• _Exercise aim_: Look through the material and copy each line holding "components".

• _Recorded data_:
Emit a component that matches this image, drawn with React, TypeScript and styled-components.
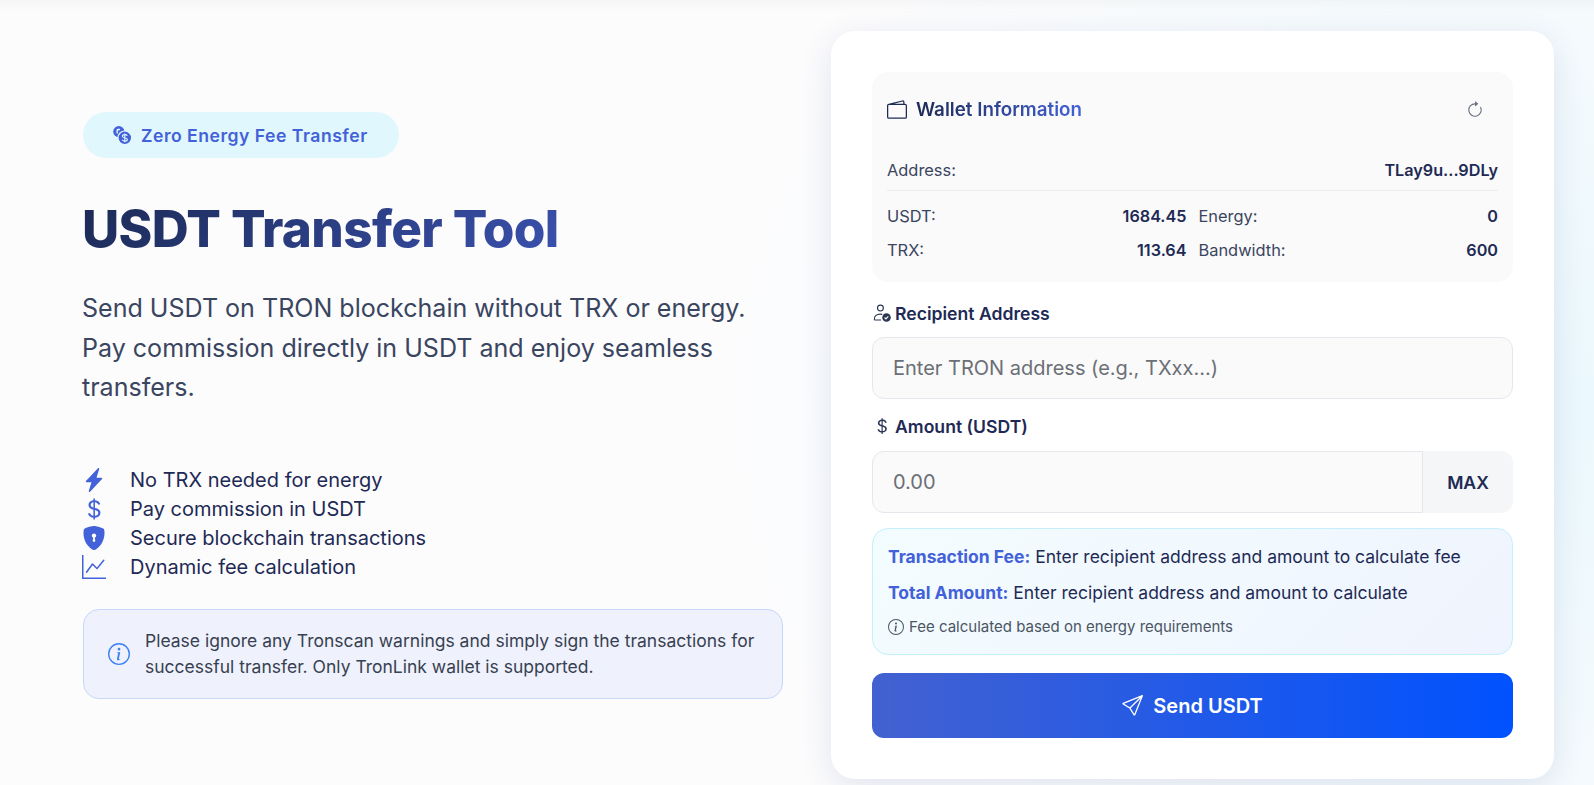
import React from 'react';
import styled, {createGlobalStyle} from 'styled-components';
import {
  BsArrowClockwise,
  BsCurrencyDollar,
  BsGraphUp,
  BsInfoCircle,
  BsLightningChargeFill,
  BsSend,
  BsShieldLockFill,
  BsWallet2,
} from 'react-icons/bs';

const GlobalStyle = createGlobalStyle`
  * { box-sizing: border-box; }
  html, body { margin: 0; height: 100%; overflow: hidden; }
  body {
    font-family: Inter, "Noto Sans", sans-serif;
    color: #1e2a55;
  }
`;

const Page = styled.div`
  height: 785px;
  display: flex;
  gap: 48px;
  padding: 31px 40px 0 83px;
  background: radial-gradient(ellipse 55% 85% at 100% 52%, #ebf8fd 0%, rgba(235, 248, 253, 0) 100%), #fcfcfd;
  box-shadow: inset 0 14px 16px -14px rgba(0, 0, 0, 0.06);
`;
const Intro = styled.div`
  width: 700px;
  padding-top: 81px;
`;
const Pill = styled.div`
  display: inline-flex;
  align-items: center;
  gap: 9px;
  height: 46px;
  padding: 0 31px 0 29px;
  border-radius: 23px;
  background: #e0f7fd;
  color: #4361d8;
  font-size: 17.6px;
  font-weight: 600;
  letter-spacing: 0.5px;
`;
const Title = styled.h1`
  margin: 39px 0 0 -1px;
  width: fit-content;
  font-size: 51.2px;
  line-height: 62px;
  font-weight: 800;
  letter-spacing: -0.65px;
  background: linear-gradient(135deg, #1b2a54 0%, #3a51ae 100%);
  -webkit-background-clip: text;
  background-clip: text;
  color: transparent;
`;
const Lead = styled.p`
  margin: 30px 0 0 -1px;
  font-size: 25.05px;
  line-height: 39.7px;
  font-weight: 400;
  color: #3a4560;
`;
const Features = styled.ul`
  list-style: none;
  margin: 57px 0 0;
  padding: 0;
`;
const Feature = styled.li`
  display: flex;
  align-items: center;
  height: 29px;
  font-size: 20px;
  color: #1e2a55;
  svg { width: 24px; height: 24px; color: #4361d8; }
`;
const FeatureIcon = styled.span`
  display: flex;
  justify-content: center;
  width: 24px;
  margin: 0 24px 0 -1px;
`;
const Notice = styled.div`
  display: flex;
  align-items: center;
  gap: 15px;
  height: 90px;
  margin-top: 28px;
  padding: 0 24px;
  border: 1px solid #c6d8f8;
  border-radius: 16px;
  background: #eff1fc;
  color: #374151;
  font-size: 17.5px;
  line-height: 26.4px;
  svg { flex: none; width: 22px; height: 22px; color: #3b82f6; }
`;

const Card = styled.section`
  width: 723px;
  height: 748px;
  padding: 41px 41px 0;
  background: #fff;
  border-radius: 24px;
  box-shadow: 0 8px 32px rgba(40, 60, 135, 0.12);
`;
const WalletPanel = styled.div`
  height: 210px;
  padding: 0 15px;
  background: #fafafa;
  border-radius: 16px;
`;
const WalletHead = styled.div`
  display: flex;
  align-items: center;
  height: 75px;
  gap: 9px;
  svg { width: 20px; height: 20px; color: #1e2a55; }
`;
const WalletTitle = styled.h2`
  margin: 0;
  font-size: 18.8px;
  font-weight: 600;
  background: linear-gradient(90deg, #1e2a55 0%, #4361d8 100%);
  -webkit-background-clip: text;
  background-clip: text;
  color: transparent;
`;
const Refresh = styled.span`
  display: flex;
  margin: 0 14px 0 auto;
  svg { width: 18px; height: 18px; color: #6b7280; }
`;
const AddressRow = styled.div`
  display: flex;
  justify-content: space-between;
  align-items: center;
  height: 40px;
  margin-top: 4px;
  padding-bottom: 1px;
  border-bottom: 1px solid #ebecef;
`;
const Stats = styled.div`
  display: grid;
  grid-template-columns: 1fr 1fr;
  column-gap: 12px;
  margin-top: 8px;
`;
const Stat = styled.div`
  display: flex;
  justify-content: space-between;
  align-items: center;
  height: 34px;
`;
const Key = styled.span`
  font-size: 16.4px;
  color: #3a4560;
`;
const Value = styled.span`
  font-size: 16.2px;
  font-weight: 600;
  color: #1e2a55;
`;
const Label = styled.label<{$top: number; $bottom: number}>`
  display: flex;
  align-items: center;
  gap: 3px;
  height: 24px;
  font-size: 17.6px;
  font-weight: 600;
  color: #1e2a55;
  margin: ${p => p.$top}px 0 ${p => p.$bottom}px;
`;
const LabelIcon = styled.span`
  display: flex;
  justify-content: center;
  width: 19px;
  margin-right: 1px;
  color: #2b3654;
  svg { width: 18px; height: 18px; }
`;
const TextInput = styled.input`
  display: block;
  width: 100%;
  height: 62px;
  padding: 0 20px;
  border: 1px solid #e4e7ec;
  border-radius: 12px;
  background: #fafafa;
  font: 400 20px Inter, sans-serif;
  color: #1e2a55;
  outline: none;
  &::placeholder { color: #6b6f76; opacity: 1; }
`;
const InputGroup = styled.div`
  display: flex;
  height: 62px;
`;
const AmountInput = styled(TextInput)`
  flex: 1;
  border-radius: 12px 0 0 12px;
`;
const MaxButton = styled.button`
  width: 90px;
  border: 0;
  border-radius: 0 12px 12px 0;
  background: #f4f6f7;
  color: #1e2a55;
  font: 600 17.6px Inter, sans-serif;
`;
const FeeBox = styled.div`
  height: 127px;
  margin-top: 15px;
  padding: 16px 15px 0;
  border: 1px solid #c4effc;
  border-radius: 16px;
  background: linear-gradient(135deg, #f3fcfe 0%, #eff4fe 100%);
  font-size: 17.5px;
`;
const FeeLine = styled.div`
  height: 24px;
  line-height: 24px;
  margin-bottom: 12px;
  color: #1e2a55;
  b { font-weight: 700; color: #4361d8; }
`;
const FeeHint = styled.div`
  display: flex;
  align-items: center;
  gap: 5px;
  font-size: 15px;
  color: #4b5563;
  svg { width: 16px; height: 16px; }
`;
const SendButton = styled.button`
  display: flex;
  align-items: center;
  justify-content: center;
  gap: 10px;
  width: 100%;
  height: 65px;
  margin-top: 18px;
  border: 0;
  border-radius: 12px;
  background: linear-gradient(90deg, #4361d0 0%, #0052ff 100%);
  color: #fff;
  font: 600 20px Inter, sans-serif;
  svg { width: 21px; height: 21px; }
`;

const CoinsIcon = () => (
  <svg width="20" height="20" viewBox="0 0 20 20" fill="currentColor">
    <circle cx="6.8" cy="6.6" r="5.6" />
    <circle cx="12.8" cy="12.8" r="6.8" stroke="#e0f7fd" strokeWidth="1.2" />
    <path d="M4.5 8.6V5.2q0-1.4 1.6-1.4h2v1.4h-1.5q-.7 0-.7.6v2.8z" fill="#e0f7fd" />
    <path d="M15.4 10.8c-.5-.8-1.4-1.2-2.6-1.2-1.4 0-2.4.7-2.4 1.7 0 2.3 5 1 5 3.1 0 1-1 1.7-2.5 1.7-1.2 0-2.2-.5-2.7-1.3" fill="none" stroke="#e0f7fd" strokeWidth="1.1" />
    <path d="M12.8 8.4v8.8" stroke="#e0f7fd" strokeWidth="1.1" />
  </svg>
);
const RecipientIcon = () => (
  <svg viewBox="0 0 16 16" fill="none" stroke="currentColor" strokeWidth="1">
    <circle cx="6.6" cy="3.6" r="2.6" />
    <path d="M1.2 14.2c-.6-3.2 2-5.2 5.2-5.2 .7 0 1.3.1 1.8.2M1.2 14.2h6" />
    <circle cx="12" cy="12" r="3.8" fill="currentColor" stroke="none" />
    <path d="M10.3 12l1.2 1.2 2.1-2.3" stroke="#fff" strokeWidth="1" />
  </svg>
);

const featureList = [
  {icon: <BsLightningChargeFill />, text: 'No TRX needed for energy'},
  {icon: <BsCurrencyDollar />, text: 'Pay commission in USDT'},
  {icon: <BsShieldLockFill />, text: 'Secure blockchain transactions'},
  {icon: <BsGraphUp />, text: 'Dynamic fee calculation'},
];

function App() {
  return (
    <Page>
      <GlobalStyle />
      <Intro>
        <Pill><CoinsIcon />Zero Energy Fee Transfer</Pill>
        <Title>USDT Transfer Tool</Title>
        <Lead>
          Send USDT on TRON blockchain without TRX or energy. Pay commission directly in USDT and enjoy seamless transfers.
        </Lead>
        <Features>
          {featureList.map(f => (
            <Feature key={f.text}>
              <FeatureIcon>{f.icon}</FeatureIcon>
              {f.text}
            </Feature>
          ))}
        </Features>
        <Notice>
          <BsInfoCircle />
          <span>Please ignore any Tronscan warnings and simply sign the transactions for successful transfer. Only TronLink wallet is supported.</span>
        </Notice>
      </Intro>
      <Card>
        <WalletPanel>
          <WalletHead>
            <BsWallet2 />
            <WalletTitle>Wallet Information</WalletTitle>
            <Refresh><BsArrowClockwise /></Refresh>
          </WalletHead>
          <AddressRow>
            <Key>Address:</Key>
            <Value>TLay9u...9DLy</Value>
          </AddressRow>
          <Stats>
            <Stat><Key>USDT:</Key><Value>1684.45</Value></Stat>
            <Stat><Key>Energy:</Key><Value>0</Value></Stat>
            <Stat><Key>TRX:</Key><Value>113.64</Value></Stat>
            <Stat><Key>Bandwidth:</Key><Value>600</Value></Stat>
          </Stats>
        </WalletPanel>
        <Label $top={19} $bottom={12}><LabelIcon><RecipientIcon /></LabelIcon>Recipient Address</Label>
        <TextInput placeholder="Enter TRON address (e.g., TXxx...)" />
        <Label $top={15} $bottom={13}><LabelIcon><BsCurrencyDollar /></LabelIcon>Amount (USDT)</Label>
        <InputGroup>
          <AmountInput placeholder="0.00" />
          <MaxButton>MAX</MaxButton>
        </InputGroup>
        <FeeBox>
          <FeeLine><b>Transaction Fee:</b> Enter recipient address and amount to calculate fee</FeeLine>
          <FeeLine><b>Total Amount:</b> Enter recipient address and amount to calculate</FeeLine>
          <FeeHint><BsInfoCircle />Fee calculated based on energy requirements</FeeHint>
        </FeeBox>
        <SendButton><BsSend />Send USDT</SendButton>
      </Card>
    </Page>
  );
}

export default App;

• _Answer for this exercise_:
Emit a component that matches this image, drawn with React, TypeScript and styled-components.
import styled, {createGlobalStyle} from 'styled-components';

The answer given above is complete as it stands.